• Problem details: Repeat the material verbatim. Images are excluded from the copy.

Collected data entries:
▬▬▬▬▬▬▬▬▬▬
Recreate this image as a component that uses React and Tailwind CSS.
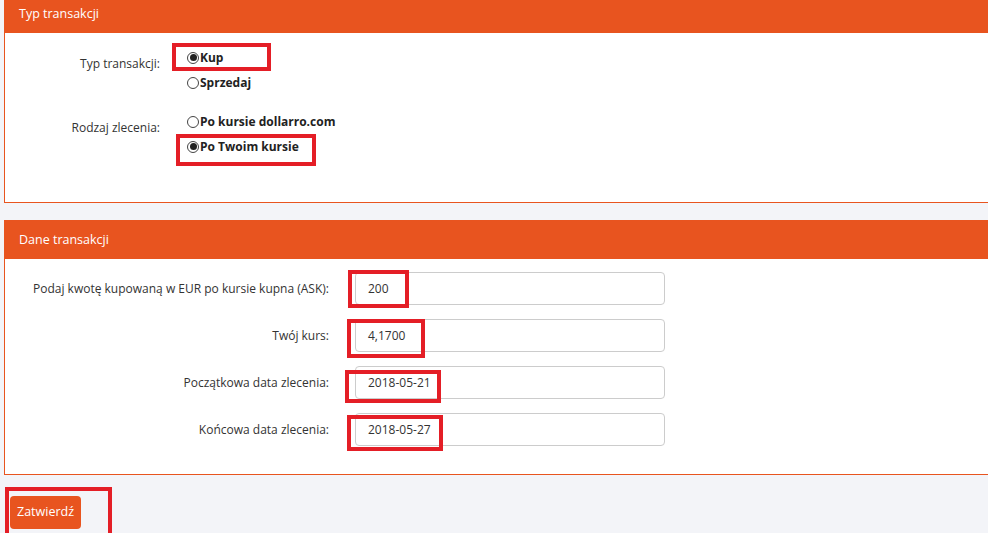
import React from 'react'

const ORANGE = 'bg-[#e8541f]'

function Radio({ checked, label }) {
  return (
    <div className="flex h-[25px] items-center">
      <span className="flex h-[12px] w-[12px] items-center justify-center rounded-full border border-[#444] bg-white">
        {checked && <span className="h-[7px] w-[7px] rounded-full bg-[#222]" />}
      </span>
      <span className="ml-[1px] font-bold text-[#222]">{label}</span>
    </div>
  )
}

function Field({ label, value }) {
  return (
    <div className="flex items-center">
      <div className="w-[324px] text-right text-[#333]">{label}</div>
      <div className="ml-[26px] flex h-[33px] w-[310px] items-center rounded-[4px] border border-[#ccc] bg-white px-[12px] text-[#333]">
        {value}
      </div>
    </div>
  )
}

function Mark({ className }) {
  return <div className={`pointer-events-none absolute border-[4px] border-[#e41e26] ${className}`} />
}

export default function App() {
  return (
    <div
      className="relative h-[533px] w-[988px] overflow-hidden bg-[#f3f4f8] text-[12px]"
      style={{ fontFamily: '"Open Sans", "Noto Sans", sans-serif' }}
    >
      <div className="-mt-[6px] ml-[4px] w-[1000px] border border-[#e8541f] bg-white">
        <div className={`${ORANGE} flex h-[38px] items-center px-[14px] text-[12.5px] text-white`}>
          Typ transakcji
        </div>
        <div className="pb-[43px] pt-[12px]">
          <div className="flex">
            <div className="w-[155px] pt-[6px] text-right leading-[25px] text-[#333]">Typ transakcji:</div>
            <div className="ml-[27px]">
              <Radio checked label="Kup" />
              <Radio label="Sprzedaj" />
            </div>
          </div>
          <div className="mt-[14px] flex">
            <div className="w-[155px] pt-[6px] text-right leading-[25px] text-[#333]">Rodzaj zlecenia:</div>
            <div className="ml-[27px]">
              <Radio label="Po kursie dollarro.com" />
              <Radio checked label="Po Twoim kursie" />
            </div>
          </div>
        </div>
      </div>

      <div className="ml-[4px] mt-[17px] w-[1000px] border border-[#e8541f] bg-white">
        <div className={`${ORANGE} flex h-[38px] items-center px-[14px] text-[12.5px] text-white`}>
          Dane transakcji
        </div>
        <div className="flex flex-col gap-[14px] pb-[28px] pt-[13px]">
          <Field label="Podaj kwotę kupowaną w EUR po kursie kupna (ASK):" value="200" />
          <Field label="Twój kurs:" value="4,1700" />
          <Field label="Początkowa data zlecenia:" value="2018-05-21" />
          <Field label="Końcowa data zlecenia:" value="2018-05-27" />
        </div>
      </div>

      <div className="ml-[10px] mt-[21px]">
        <button className={`${ORANGE} h-[33px] rounded-[4px] px-[7px] text-[12.5px] text-white`}>Zatwierdź</button>
      </div>

      <Mark className="left-[172px] top-[43px] h-[28px] w-[99px]" />
      <Mark className="left-[176px] top-[134px] h-[32px] w-[140px]" />
      <Mark className="left-[348px] top-[270px] h-[38px] w-[61px]" />
      <Mark className="left-[347px] top-[319px] h-[39px] w-[78px]" />
      <Mark className="left-[345px] top-[370px] h-[33px] w-[96px]" />
      <Mark className="left-[347px] top-[415px] h-[36px] w-[96px]" />
      <Mark className="left-[5px] top-[487px] h-[50px] w-[107px]" />
    </div>
  )
}
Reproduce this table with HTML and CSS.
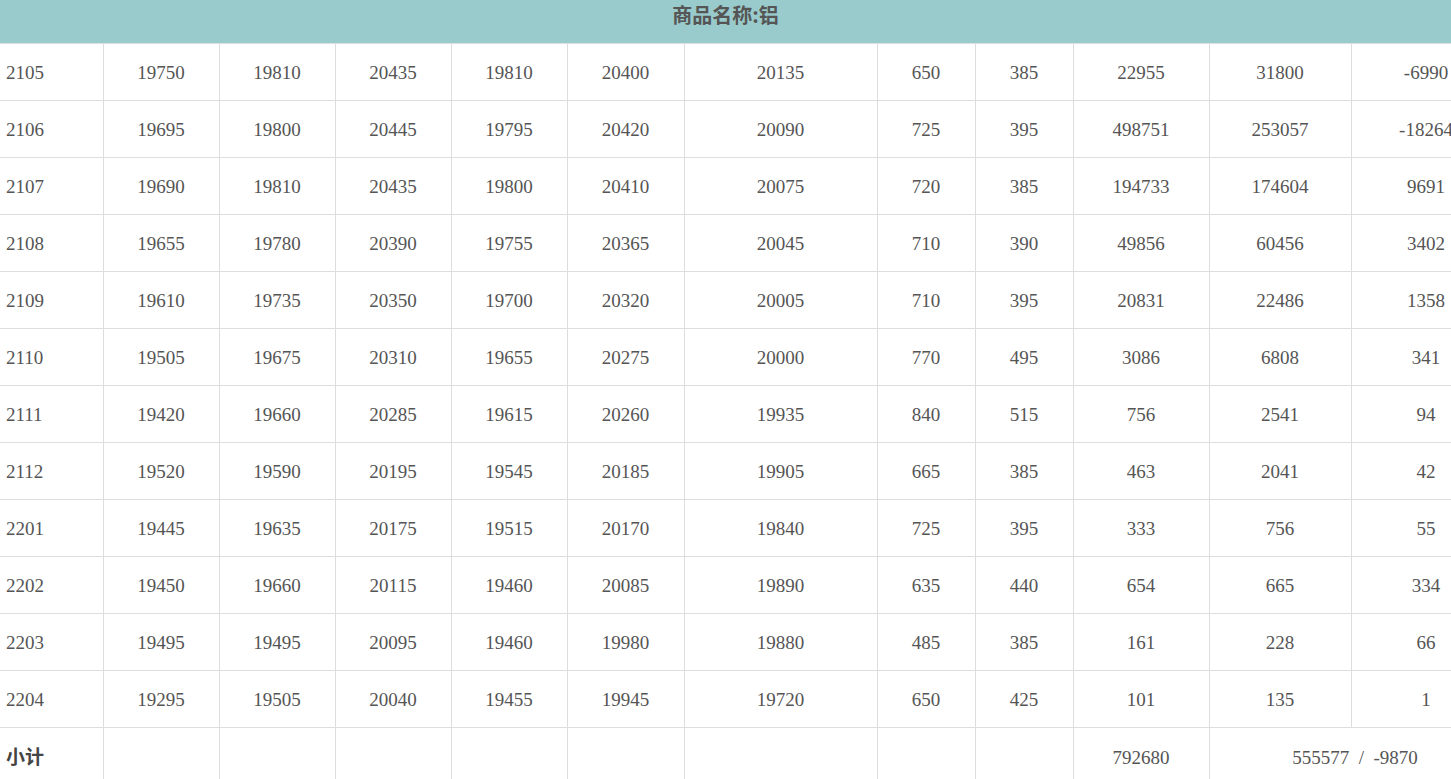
▬▬▬▬▬▬▬▬▬▬
• Task response:
Recreate this image as a component that uses React and Tailwind CSS.
import React from 'react'

const ORANGE = 'bg-[#e8541f]'

function Radio({ checked, label }) {
  return (
    <div className="flex h-[25px] items-center">
      <span className="flex h-[12px] w-[12px] items-center justify-center rounded-full border border-[#444] bg-white">
        {checked && <span className="h-[7px] w-[7px] rounded-full bg-[#222]" />}
      </span>
      <span className="ml-[1px] font-bold text-[#222]">{label}</span>
    </div>
  )
}

function Field({ label, value }) {
  return (
    <div className="flex items-center">
      <div className="w-[324px] text-right text-[#333]">{label}</div>
      <div className="ml-[26px] flex h-[33px] w-[310px] items-center rounded-[4px] border border-[#ccc] bg-white px-[12px] text-[#333]">
        {value}
      </div>
    </div>
  )
}

function Mark({ className }) {
  return <div className={`pointer-events-none absolute border-[4px] border-[#e41e26] ${className}`} />
}

export default function App() {
  return (
    <div
      className="relative h-[533px] w-[988px] overflow-hidden bg-[#f3f4f8] text-[12px]"
      style={{ fontFamily: '"Open Sans", "Noto Sans", sans-serif' }}
    >
      <div className="-mt-[6px] ml-[4px] w-[1000px] border border-[#e8541f] bg-white">
        <div className={`${ORANGE} flex h-[38px] items-center px-[14px] text-[12.5px] text-white`}>
          Typ transakcji
        </div>
        <div className="pb-[43px] pt-[12px]">
          <div className="flex">
            <div className="w-[155px] pt-[6px] text-right leading-[25px] text-[#333]">Typ transakcji:</div>
            <div className="ml-[27px]">
              <Radio checked label="Kup" />
              <Radio label="Sprzedaj" />
            </div>
          </div>
          <div className="mt-[14px] flex">
            <div className="w-[155px] pt-[6px] text-right leading-[25px] text-[#333]">Rodzaj zlecenia:</div>
            <div className="ml-[27px]">
              <Radio label="Po kursie dollarro.com" />
              <Radio checked label="Po Twoim kursie" />
            </div>
          </div>
        </div>
      </div>

      <div className="ml-[4px] mt-[17px] w-[1000px] border border-[#e8541f] bg-white">
        <div className={`${ORANGE} flex h-[38px] items-center px-[14px] text-[12.5px] text-white`}>
          Dane transakcji
        </div>
        <div className="flex flex-col gap-[14px] pb-[28px] pt-[13px]">
          <Field label="Podaj kwotę kupowaną w EUR po kursie kupna (ASK):" value="200" />
          <Field label="Twój kurs:" value="4,1700" />
          <Field label="Początkowa data zlecenia:" value="2018-05-21" />
          <Field label="Końcowa data zlecenia:" value="2018-05-27" />
        </div>
      </div>

      <div className="ml-[10px] mt-[21px]">
        <button className={`${ORANGE} h-[33px] rounded-[4px] px-[7px] text-[12.5px] text-white`}>Zatwierdź</button>
      </div>

      <Mark className="left-[172px] top-[43px] h-[28px] w-[99px]" />
      <Mark className="left-[176px] top-[134px] h-[32px] w-[140px]" />
      <Mark className="left-[348px] top-[270px] h-[38px] w-[61px]" />
      <Mark className="left-[347px] top-[319px] h-[39px] w-[78px]" />
      <Mark className="left-[345px] top-[370px] h-[33px] w-[96px]" />
      <Mark className="left-[347px] top-[415px] h-[36px] w-[96px]" />
      <Mark className="left-[5px] top-[487px] h-[50px] w-[107px]" />
    </div>
  )
}
Reproduce this table with HTML and CSS.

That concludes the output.